Best of facial recognition
With that in mind, let’s take a look at some different home security cameras and highlight areas where they excel. Here’s a list of facial recognition cameras we’ve tested recently:
- Honeywell Smart Home Security
- Nest Cam IQ Indoor
- Nest Cam IQ Outdoor
- Nest Hello
- Netatmo Welcome
- Tend Secure Lynx
- Tend Secure Lynx Pro
- Wisenet SmartCam N1
Best value: Tend Secure Lynx
The Tend Secure Lynx only costs $60. Given that, I was skeptical that this camera would deliver, but it does. Not only does the camera itself perform well and offer some nice features like free seven-day event-based video clip storage, but it also has facial recognition.
Create your database of familiar faces, and the Lynx takes over. There is a bit of a learning curve as it becomes familiar with each face, but it’s a very good option if you want an inexpensive indoor home security camera with decent facial recognition.
Best outdoor camera: Nest Hello
The Nest Hello isn’t a traditional home security camera. It’s actually a video doorbell that you hardwire and swap in where your existing wired doorbell is installed.
At $229, the Hello isn’t cheap, but it comes with an incredible list of features and very good facial recognition. The snag is that you do have to pay for facial recognition, so that means you have to subscribe to the Nest Aware cloud subscription service. Learn more about Nest Aware.
Again, this isn’t a budget option, but if you want to get an alert that says who’s at your front door, it’s an easy choice.
Best smart home support: Nest Cam IQ Indoor
The $299 Nest Cam IQ Indoor is very similar to the Nest Hello doorbell. It has facial recognition (if you sign up for a Nest Aware subscription) and lets you know who walks in front of the camera’s field of you with consistent accuracy.
But it also has some additional benefits. Because it is an indoor camera, Nest gave it an integrated Google Assistant speaker. That means the camera essentially doubles as a Google Home speaker and can answer basic questions like what the current weather or traffic is in your area — and control a variety of Google-Assistant-enabled smart home devices. It also works with Amazon Alexa.
Best features: Tend Secure Lynx Pro
From a features standpoint, the Lynx Pro by Tend Secure really delivers. For $150 you get free seven-day event-based video clip storage, a weatherproof exterior that can go inside or out and battery backup. It also has internal local storage and support for Amazon Alexa and Google Assistant.
That’s all great, but the Lynx Pro wasn’t the best performer in terms of facial recognition. It regularly struggled to see faces, and when it did, it often struggled to identify them correctly.
Best overall: Nest Hello
If we’re talking about sheer facial-recognition capabilities, the Nest Hello, the Nest Cam IQ Indoor and the Nest Cam IQ Outdoor (all of which are essentially the same camera), win by far. Of those models, the Nest Hello is my top pick because it’s the least expensive of the three and has the most opportunity to give you important information about who’s at your front door.
That seems more relevant in terms of facial recognition than tracking who is already inside your house like the IQ Indoor cam, and its location as a doorbell at eye level has the best chance of seeing the most visitors (although I suppose you could install the $349 IQ Outdoor cam at eye level, too, if you wanted).

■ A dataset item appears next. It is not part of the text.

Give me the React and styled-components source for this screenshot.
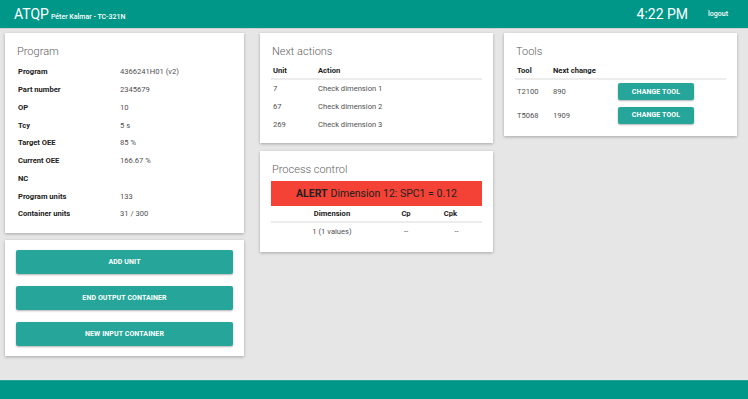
import React from 'react'
import styled, { createGlobalStyle } from 'styled-components'

const GlobalStyle = createGlobalStyle`
  html, body {
    margin: 0;
    padding: 0;
    background: #e6e6e6;
    font-family: Roboto, "Liberation Sans", sans-serif;
  }
  * { box-sizing: border-box; }
`

const Page = styled.div`
  min-height: 100vh;
  display: flex;
  flex-direction: column;
`

const Header = styled.header`
  height: 29px;
  background: #009688;
  color: #fff;
  display: flex;
  align-items: center;
  justify-content: space-between;
  padding: 0 20px 0 14px;
  border-bottom: 1px solid #d2d2d2;
`

const Brand = styled.div`
  display: flex;
  align-items: baseline;
  gap: 2px;
`

const BrandTitle = styled.span`
  font-size: 14px;
  font-weight: 400;
`

const BrandSub = styled.span`
  font-size: 7px;
  font-weight: 500;
`

const HeaderRight = styled.div`
  display: flex;
  align-items: center;
  gap: 20px;
`

const Clock = styled.span`
  font-size: 14px;
`

const Logout = styled.span`
  font-size: 7px;
  font-weight: 500;
`

const Main = styled.main`
  flex: 1;
  display: flex;
  align-items: flex-start;
  padding: 4px 5px;
`

const Column = styled.div`
  width: ${p => p.$width}px;
  margin-left: ${p => p.$offset || 0}px;
  display: flex;
  flex-direction: column;
  gap: ${p => p.$gap || 8}px;
`

const Card = styled.section`
  background: #fff;
  box-shadow: 0 1px 3px rgba(0, 0, 0, 0.28);
  padding: ${p => p.$top || 12}px 11px ${p => p.$bottom || 9}px;
`

const CardTitle = styled.h2`
  margin: 0 0 5px 1px;
  font-size: 11px;
  line-height: 13px;
  font-weight: 300;
  color: #616161;
`

const Table = styled.table`
  width: 100%;
  border-collapse: collapse;
  font-size: 7.6px;
  table-layout: fixed;
`

const Th = styled.th`
  height: 16px;
  padding: 0 2px;
  text-align: ${p => p.$align || 'left'};
  font-weight: 700;
  color: #212121;
  width: ${p => p.$w || 'auto'};
  border-bottom: 2px solid #ececec;
`

const Td = styled.td`
  height: ${p => p.$h || 18}px;
  padding: 0 2px;
  padding-left: ${p => p.$pl || 2}px;
  text-align: ${p => p.$align || 'left'};
  color: #505050;
  font-weight: 400;
`

const Label = styled.td`
  height: 17.75px;
  padding: 0 2px;
  width: 102px;
  font-weight: 700;
  color: #212121;
`

const ActionButton = styled.button`
  display: block;
  width: 100%;
  height: 24px;
  border: none;
  border-radius: 2px;
  background: #26a69a;
  color: #fff;
  font-family: Roboto, "Liberation Sans", sans-serif;
  font-size: 7px;
  font-weight: 700;
  letter-spacing: 0.1px;
  box-shadow: 0 1px 2px rgba(0, 0, 0, 0.3);
`

const ButtonStack = styled.div`
  display: flex;
  flex-direction: column;
  gap: 12px;
`

const SmallButton = styled(ActionButton)`
  width: 76px;
  height: 17px;
`

const Alert = styled.div`
  height: 25px;
  background: #f44336;
  color: #212121;
  font-size: 10.5px;
  display: flex;
  align-items: center;
  justify-content: center;
  gap: 3px;
  b { font-weight: 700; }
`

const Footer = styled.footer`
  height: 19px;
  background: #009688;
  border-top: 1px solid #26a69a;
`

const program = [
  ['Program', '4366241H01 (v2)'],
  ['Part number', '2345679'],
  ['OP', '10'],
  ['Tcy', '5 s'],
  ['Target OEE', '85 %'],
  ['Current OEE', '166.67 %'],
  ['NC', ''],
  ['Program units', '133'],
  ['Container units', '31 / 300'],
]

const actions = [
  ['7', 'Check dimension 1'],
  ['67', 'Check dimension 2'],
  ['269', 'Check dimension 3'],
]

const tools = [
  ['T2100', '890'],
  ['T5068', '1909'],
]

export default function App() {
  return (
    <Page>
      <GlobalStyle />
      <Header>
        <Brand>
          <BrandTitle>ATQP</BrandTitle>
          <BrandSub>Péter Kalmar - TC-321N</BrandSub>
        </Brand>
        <HeaderRight>
          <Clock>4:22 PM</Clock>
          <Logout>logout</Logout>
        </HeaderRight>
      </Header>

      <Main>
        <Column $width={239} $gap={7}>
          <Card $bottom={10}>
            <CardTitle>Program</CardTitle>
            <Table>
              <tbody>
                {program.map(([k, v]) => (
                  <tr key={k}>
                    <Label>{k}</Label>
                    <Td $h={17.75}>{v}</Td>
                  </tr>
                ))}
              </tbody>
            </Table>
          </Card>
          <Card $top={10} $bottom={10}>
            <ButtonStack>
              <ActionButton>ADD UNIT</ActionButton>
              <ActionButton>END OUTPUT CONTAINER</ActionButton>
              <ActionButton>NEW INPUT CONTAINER</ActionButton>
            </ButtonStack>
          </Card>
        </Column>

        <Column $width={233} $offset={16} $gap={8}>
          <Card $bottom={10}>
            <CardTitle>Next actions</CardTitle>
            <Table>
              <thead>
                <tr>
                  <Th $w="45px">Unit</Th>
                  <Th>Action</Th>
                </tr>
              </thead>
              <tbody>
                {actions.map(([u, a]) => (
                  <tr key={u}>
                    <Td>{u}</Td>
                    <Td>{a}</Td>
                  </tr>
                ))}
              </tbody>
            </Table>
          </Card>
          <Card $bottom={12}>
            <CardTitle>Process control</CardTitle>
            <Alert>
              <b>ALERT</b> Dimension 12: SPC1 = 0.12
            </Alert>
            <Table>
              <thead>
                <tr>
                  <Th $align="center" $w="122px">Dimension</Th>
                  <Th $align="center" $w="26px">Cp</Th>
                  <Th $align="center">Cpk</Th>
                </tr>
              </thead>
              <tbody>
                <tr>
                  <Td $align="center">1 (1 values)</Td>
                  <Td $align="center">--</Td>
                  <Td $align="center" $pl={14}>--</Td>
                </tr>
              </tbody>
            </Table>
          </Card>
        </Column>

        <Column $width={233} $offset={11}>
          <Card>
            <CardTitle>Tools</CardTitle>
            <Table>
              <thead>
                <tr>
                  <Th $w="36px">Tool</Th>
                  <Th $w="65px">Next change</Th>
                  <Th />
                </tr>
              </thead>
              <tbody>
                {tools.map(([t, n]) => (
                  <tr key={t}>
                    <Td $h={24}>{t}</Td>
                    <Td $h={24}>{n}</Td>
                    <Td $h={24}>
                      <SmallButton>CHANGE TOOL</SmallButton>
                    </Td>
                  </tr>
                ))}
              </tbody>
            </Table>
          </Card>
        </Column>
      </Main>

      <Footer />
    </Page>
  )
}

That said, if you’re just searching for a solid budget camera with decent facial recognition too, the $60 Tend Secure Lynx is plenty capable. We’ll continue to track the trend of facial recognition as a feature in home security cameras and provide updates along the way. Given that the market is increasingly adding affordable sub-$100 cameras into the mix, there might soon be a competent competitor to the Tend Secure Lynx worth testing out.